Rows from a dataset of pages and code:
··········

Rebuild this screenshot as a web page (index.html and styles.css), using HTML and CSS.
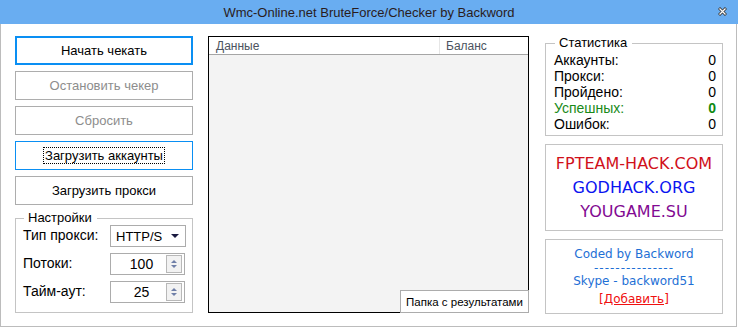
FILE: index.html
```html
<!DOCTYPE html>
<html lang="ru">
<head>
  <meta charset="UTF-8"/>
  <title>Wmc-Online.net BruteForce/Checker by Backword</title>
  <link rel="stylesheet" href="styles.css">
</head>
<body>

  <div class="window">
    <!-- TITLE BAR -->
    <div class="titlebar">
      <span class="title">Wmc-Online.net BruteForce/Checker by Backword</span>
      <span class="close">
        <svg width="9" height="9" viewBox="0 0 9 9">
          <path d="M1 1 L8 8 M8 1 L1 8" stroke="#3c3c3c" stroke-width="3"/>
          <path d="M1.5 1.5 L7.5 7.5 M7.5 1.5 L1.5 7.5" stroke="#fff" stroke-width="1.2"/>
        </svg>
      </span>
    </div>

    <div class="client">
      <!-- LEFT -->
      <div class="left">
        <button class="btn btn-default">Начать чекать</button>
        <button class="btn" disabled>Остановить чекер</button>
        <button class="btn" disabled>Сбросить</button>
        <button class="btn btn-focus"><span class="focus-ring">Загрузить аккаунты</span></button>
        <button class="btn">Загрузить прокси</button>

        <fieldset class="group settings">
          <legend>Настройки</legend>
          <div class="set-row">
            <span class="set-label">Тип прокси:</span>
            <div class="combo">
              <span>HTTP/S</span>
              <svg width="8" height="4" viewBox="0 0 8 4"><path d="M0 0 H8 L4 4 Z" fill="#1a1a40"/></svg>
            </div>
          </div>
          <div class="set-row">
            <span class="set-label">Потоки:</span>
            <div class="spin">
              <span class="spin-val">100</span>
              <span class="spin-btns">
                <span class="arrow up"></span>
                <span class="arrow down"></span>
              </span>
            </div>
          </div>
          <div class="set-row">
            <span class="set-label">Тайм-аут:</span>
            <div class="spin">
              <span class="spin-val">25</span>
              <span class="spin-btns">
                <span class="arrow up"></span>
                <span class="arrow down"></span>
              </span>
            </div>
          </div>
        </fieldset>
      </div>

      <!-- LIST -->
      <div class="list">
        <div class="list-head">
          <div class="col col-data">Данные</div>
          <div class="col col-bal">Баланс</div>
        </div>
        <div class="list-body"></div>
        <button class="folder-btn">Папка с результатами</button>
      </div>

      <!-- RIGHT -->
      <div class="right">
        <fieldset class="group stats">
          <legend>Статистика</legend>
          <div class="stat"><span>Аккаунты:</span><span>0</span></div>
          <div class="stat"><span>Прокси:</span><span>0</span></div>
          <div class="stat"><span>Пройдено:</span><span>0</span></div>
          <div class="stat good"><span>Успешных:</span><b>0</b></div>
          <div class="stat"><span>Ошибок:</span><span>0</span></div>
        </fieldset>

        <div class="box links">
          <div class="link red">FPTEAM-HACK.COM</div>
          <div class="link blue">GODHACK.ORG</div>
          <div class="link purple">YOUGAME.SU</div>
        </div>

        <div class="box credits">
          <div>Coded by Backword</div>
          <div class="dashes">---------------</div>
          <div>Skype - backword51</div>
          <a class="add" href="#">[Добавить]</a>
        </div>
      </div>
    </div>
  </div>

</body>
</html>
```

FILE: styles.css
```css
/* RESET */
* {
  margin: 0;
  padding: 0;
  box-sizing: border-box;
}

html, body {
  width: 738px;
  height: 327px;
  background: #fff;
  font-family: 'Liberation Sans', Arial, sans-serif;
  font-size: 13px;
  color: #000;
  overflow: hidden;
}

/* WINDOW */
.window {
  width: 738px;
  height: 327px;
  display: flex;
  flex-direction: column;
}

.titlebar {
  height: 24px;
  background: #69adf1;
  display: flex;
  align-items: center;
  justify-content: center;
  position: relative;
}

.title {
  font-size: 13px;
  color: #2a1c1c;
  padding-top: 1px;
}

.close {
  position: absolute;
  right: 11px;
  top: 7px;
  width: 9px;
  height: 9px;
  display: flex;
}

.client {
  width: 737px;
  flex: 1;
  border: 1px solid #bcbcbc;
  border-top: none;
  display: flex;
  align-items: flex-start;
  padding: 12px 0 0 14px;
}

/* LEFT */
.left {
  width: 178px;
  display: flex;
  flex-direction: column;
  gap: 6px;
}

.btn {
  height: 29px;
  background: #fff;
  border: 1px solid #adadad;
  font-family: inherit;
  font-size: 13px;
  color: #000;
}

.btn:disabled {
  color: #8d8d8d;
}

.btn-default {
  border: 1px solid #0a8ff3;
  box-shadow: inset 0 0 0 1px #0a8ff3;
}

.btn-focus {
  border-color: #0a8ff3;
}

.focus-ring {
  outline: 1px dotted #000;
  padding: 0 1px;
}

.group {
  border: 1px solid #c4c4c4;
  padding: 0 6px 0 7px;
}

.group legend {
  font-size: 13px;
  line-height: 14px;
  padding: 0 5px 0 4px;
  margin-left: 1px;
}

.settings {
  height: 102px;
  padding-top: 0;
  display: flex;
  flex-direction: column;
  gap: 6px;
}

.set-row {
  display: flex;
  align-items: center;
  justify-content: space-between;
  font-size: 14px;
}

.set-label {
  margin-top: -3px;
}

.combo {
  width: 76px;
  height: 22px;
  border: 1px solid #acacac;
  display: flex;
  align-items: center;
  justify-content: space-between;
  padding: 0 6px 0 5px;
  font-size: 13px;
}

.spin {
  width: 75px;
  height: 22px;
  border: 1px solid #acacac;
  display: flex;
  align-items: center;
  margin-right: 1px;
  font-size: 14px;
}

.spin-val {
  flex: 1;
  text-align: center;
  padding-left: 6px;
}

.spin-btns {
  width: 16px;
  height: 18px;
  margin-right: 2px;
  border: 1px solid #b8b8b8;
  background: #f2f2f2;
  display: flex;
  flex-direction: column;
  align-items: center;
  justify-content: center;
  gap: 2px;
}

.arrow {
  width: 0;
  height: 0;
  border-left: 3px solid transparent;
  border-right: 3px solid transparent;
}

.arrow.up {
  border-bottom: 3px solid #6f7fa8;
}

.arrow.down {
  border-top: 3px solid #6f7fa8;
}

/* LIST */
.list {
  width: 321px;
  height: 277px;
  margin-left: 15px;
  border: 1px solid #000;
  background: #f3f3f3;
  position: relative;
  display: flex;
  flex-direction: column;
}

.list-head {
  height: 18px;
  background: #fff;
  border-bottom: 1px solid #a5a5a5;
  display: flex;
  font-size: 12px;
  color: #4c5360;
}

.col {
  padding: 2px 0 0 7px;
}

.col-data {
  width: 231px;
  border-right: 1px solid #e6e6e6;
}

.col-bal {
  flex: 1;
  padding-left: 6px;
}

.list-body {
  flex: 1;
}

.folder-btn {
  position: absolute;
  right: -1px;
  bottom: -1px;
  width: 129px;
  height: 23px;
  background: #fff;
  border: 1px solid #acacac;
  font-family: inherit;
  font-size: 11.5px;
  color: #000;
}

/* RIGHT */
.right {
  width: 178px;
  margin-left: 16px;
  display: flex;
  flex-direction: column;
}

.stats {
  height: 100px;
  padding: 2px 6px 0 8px;
}

.stat {
  display: flex;
  justify-content: space-between;
  font-size: 14px;
  line-height: 16px;
}

.stat.good {
  color: #198a19;
}

.stat.good b {
  color: #118a11;
}

.box {
  border: 1px solid #c4c4c4;
  text-align: center;
}

.links {
  height: 87px;
  margin-top: 8px;
  padding-top: 7px;
}

.link {
  font-family: 'DejaVu Sans', Verdana, sans-serif;
  font-size: 16px;
  line-height: 24px;
}

.red { color: #d0101a; }
.blue { color: #0a14f0; }
.purple { color: #820a92; }

.credits {
  height: 75px;
  margin-top: 8px;
  padding-top: 8px;
  font-family: 'DejaVu Sans', Verdana, sans-serif;
  font-size: 12px;
  line-height: 13.5px;
  color: #1e6fd5;
}

.credits .dashes {
  letter-spacing: 1px;
}

.add {
  display: inline-block;
  margin-top: 4px;
  color: #f01010;
}
```
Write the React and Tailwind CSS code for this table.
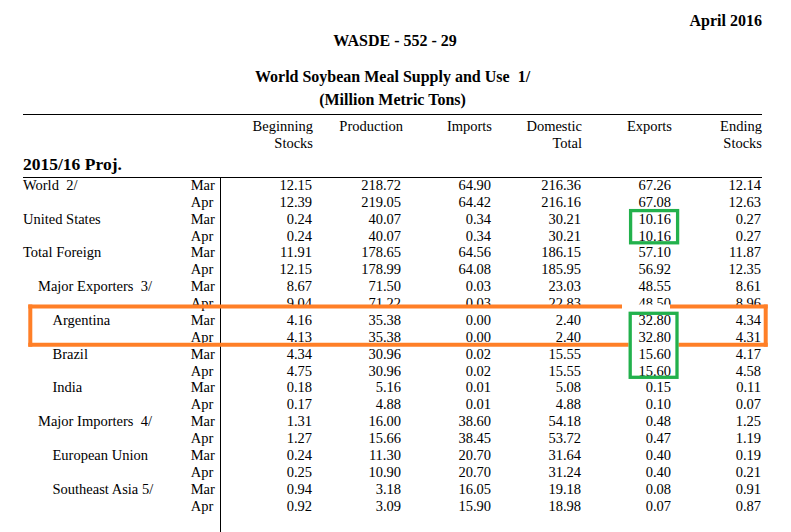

··········

**The problem**
Find the string "index" in the records, then copy each line where it occurs.

**The completed task**
Rebuild this screenshot as a web page (index.html and styles.css), using HTML and CSS.
FILE: index.html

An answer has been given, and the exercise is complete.